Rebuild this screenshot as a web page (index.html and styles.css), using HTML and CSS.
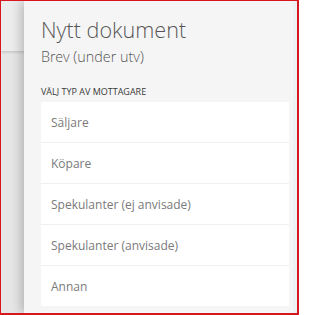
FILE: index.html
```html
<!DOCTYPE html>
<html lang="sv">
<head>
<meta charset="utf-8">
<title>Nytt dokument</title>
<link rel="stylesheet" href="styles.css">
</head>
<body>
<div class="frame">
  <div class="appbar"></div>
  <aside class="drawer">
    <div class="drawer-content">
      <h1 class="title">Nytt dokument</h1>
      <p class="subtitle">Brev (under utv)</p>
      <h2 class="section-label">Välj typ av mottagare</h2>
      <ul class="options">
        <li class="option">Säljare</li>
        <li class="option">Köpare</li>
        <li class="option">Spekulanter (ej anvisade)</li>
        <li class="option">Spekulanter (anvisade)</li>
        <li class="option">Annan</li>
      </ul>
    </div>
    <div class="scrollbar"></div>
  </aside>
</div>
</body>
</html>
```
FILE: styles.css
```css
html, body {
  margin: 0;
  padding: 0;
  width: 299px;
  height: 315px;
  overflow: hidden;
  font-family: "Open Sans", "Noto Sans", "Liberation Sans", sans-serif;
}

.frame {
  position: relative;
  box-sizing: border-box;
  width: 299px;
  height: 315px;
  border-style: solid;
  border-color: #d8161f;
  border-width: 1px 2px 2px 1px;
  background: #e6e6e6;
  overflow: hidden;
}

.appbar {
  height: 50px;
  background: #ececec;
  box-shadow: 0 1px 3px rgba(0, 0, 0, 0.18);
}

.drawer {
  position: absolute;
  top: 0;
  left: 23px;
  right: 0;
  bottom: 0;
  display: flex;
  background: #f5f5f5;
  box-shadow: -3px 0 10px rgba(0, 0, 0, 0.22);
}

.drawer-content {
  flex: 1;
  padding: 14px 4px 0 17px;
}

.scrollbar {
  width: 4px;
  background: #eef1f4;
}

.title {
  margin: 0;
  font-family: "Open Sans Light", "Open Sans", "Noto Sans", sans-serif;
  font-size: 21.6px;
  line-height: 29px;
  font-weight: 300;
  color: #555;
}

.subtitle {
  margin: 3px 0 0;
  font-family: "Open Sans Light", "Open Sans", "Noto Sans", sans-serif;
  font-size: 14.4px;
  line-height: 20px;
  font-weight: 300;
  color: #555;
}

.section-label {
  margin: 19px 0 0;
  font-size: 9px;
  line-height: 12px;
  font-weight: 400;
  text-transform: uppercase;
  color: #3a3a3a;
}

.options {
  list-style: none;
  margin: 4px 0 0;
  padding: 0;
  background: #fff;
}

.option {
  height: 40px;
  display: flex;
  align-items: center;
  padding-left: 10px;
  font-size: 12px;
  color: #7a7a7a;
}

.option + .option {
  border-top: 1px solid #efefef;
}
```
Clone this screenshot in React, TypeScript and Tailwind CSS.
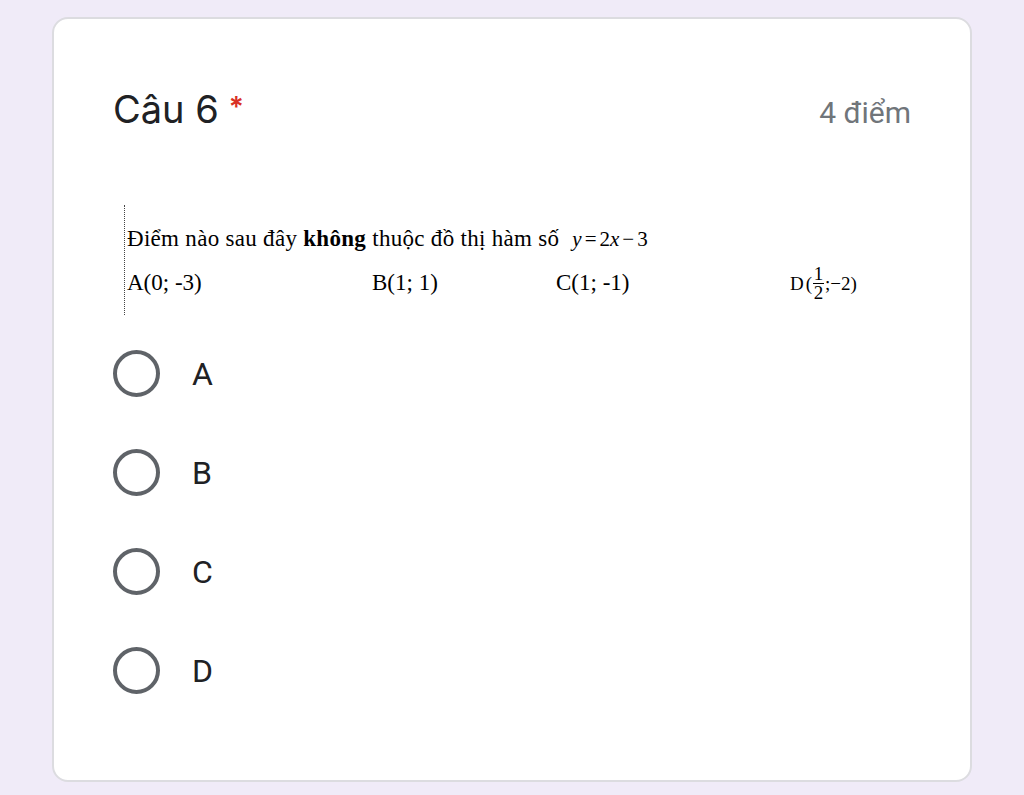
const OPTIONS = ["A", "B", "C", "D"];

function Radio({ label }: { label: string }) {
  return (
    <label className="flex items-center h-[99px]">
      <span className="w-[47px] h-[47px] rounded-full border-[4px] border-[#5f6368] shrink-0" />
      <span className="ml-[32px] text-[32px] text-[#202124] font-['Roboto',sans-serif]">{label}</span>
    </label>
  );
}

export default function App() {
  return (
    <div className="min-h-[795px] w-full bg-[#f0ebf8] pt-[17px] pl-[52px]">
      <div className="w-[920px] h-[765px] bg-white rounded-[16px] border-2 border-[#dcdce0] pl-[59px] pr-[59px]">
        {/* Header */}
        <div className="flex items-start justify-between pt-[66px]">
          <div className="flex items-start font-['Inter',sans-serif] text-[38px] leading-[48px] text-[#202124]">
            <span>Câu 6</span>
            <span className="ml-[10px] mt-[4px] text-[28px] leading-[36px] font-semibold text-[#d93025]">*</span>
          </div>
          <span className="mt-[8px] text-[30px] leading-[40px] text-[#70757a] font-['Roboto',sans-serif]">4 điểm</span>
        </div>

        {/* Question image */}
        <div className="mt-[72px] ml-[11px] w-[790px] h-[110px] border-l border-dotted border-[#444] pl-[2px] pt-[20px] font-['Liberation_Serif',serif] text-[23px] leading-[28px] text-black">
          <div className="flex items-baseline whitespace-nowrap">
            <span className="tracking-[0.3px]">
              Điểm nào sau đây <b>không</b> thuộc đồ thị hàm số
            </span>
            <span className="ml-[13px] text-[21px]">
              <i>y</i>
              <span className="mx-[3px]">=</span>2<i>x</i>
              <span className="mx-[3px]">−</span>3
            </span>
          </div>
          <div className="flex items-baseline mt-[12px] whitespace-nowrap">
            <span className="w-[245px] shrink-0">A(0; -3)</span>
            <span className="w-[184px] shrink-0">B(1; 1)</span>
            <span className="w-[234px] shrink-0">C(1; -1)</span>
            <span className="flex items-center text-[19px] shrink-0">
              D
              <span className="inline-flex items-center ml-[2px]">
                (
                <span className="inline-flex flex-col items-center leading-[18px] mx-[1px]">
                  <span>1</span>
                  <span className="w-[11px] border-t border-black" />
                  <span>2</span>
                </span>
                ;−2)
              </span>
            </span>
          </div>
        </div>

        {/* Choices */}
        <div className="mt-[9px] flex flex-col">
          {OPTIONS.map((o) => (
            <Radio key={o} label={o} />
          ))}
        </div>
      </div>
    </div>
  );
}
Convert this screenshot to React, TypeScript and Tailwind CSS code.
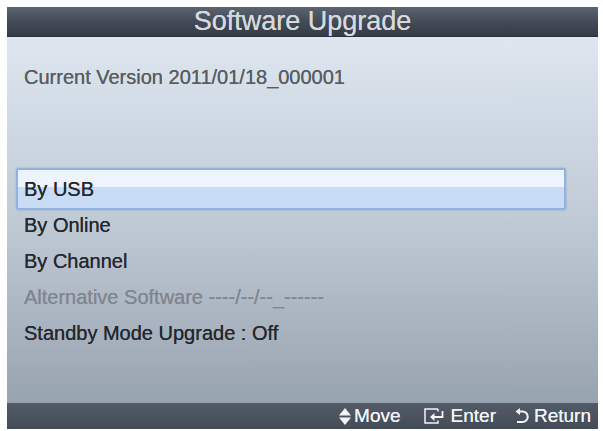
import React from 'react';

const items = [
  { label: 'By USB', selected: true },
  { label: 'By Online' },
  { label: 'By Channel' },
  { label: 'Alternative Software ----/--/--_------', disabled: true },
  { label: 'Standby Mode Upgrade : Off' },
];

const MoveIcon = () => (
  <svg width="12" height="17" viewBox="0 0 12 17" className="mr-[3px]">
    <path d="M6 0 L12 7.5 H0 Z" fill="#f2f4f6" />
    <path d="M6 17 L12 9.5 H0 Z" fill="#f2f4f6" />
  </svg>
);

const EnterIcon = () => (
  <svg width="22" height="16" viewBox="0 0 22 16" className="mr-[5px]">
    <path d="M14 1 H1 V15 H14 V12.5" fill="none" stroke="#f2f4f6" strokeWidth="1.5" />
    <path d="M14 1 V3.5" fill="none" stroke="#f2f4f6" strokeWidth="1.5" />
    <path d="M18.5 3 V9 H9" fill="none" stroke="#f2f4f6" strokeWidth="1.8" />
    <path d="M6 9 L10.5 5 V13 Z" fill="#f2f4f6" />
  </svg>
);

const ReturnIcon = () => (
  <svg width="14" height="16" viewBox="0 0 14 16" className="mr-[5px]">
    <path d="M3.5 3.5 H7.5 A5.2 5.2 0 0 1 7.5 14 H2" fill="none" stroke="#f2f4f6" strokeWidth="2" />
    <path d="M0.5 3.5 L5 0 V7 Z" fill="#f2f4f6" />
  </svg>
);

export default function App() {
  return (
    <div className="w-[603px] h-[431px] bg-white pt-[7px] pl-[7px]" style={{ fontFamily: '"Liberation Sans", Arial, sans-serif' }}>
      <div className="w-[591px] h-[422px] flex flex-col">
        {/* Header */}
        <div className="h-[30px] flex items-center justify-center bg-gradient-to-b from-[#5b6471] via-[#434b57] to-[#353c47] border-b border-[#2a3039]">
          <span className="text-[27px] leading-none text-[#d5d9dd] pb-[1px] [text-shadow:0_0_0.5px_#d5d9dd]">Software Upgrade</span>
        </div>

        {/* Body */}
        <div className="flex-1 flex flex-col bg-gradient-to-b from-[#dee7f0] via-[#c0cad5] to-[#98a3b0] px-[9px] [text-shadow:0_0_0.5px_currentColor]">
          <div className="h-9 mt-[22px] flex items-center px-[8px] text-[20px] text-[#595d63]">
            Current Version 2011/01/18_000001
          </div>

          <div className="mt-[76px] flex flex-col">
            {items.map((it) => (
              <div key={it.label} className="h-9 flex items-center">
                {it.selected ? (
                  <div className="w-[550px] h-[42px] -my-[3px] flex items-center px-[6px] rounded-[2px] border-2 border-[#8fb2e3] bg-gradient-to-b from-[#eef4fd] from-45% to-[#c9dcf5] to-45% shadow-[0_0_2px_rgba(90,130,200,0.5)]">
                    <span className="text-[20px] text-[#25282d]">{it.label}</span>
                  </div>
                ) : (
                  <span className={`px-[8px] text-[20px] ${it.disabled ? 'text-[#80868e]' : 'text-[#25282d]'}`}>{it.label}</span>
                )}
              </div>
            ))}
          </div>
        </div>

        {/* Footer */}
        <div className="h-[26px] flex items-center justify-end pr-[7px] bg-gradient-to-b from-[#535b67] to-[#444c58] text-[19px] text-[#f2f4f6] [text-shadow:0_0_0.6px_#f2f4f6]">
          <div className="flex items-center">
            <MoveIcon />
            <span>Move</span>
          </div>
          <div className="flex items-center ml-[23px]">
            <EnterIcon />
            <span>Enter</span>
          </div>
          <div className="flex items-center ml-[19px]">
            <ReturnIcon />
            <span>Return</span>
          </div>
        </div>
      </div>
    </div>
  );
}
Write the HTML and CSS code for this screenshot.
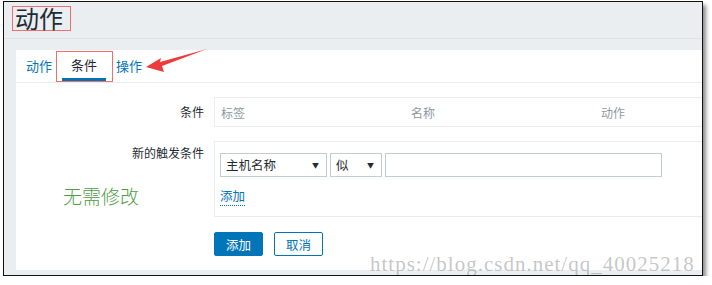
* * * * * * * * *
Task to carry out:
Identify how many lines in the entries above contain the word "code" and provide only that figure.

Solution to the exercise:
2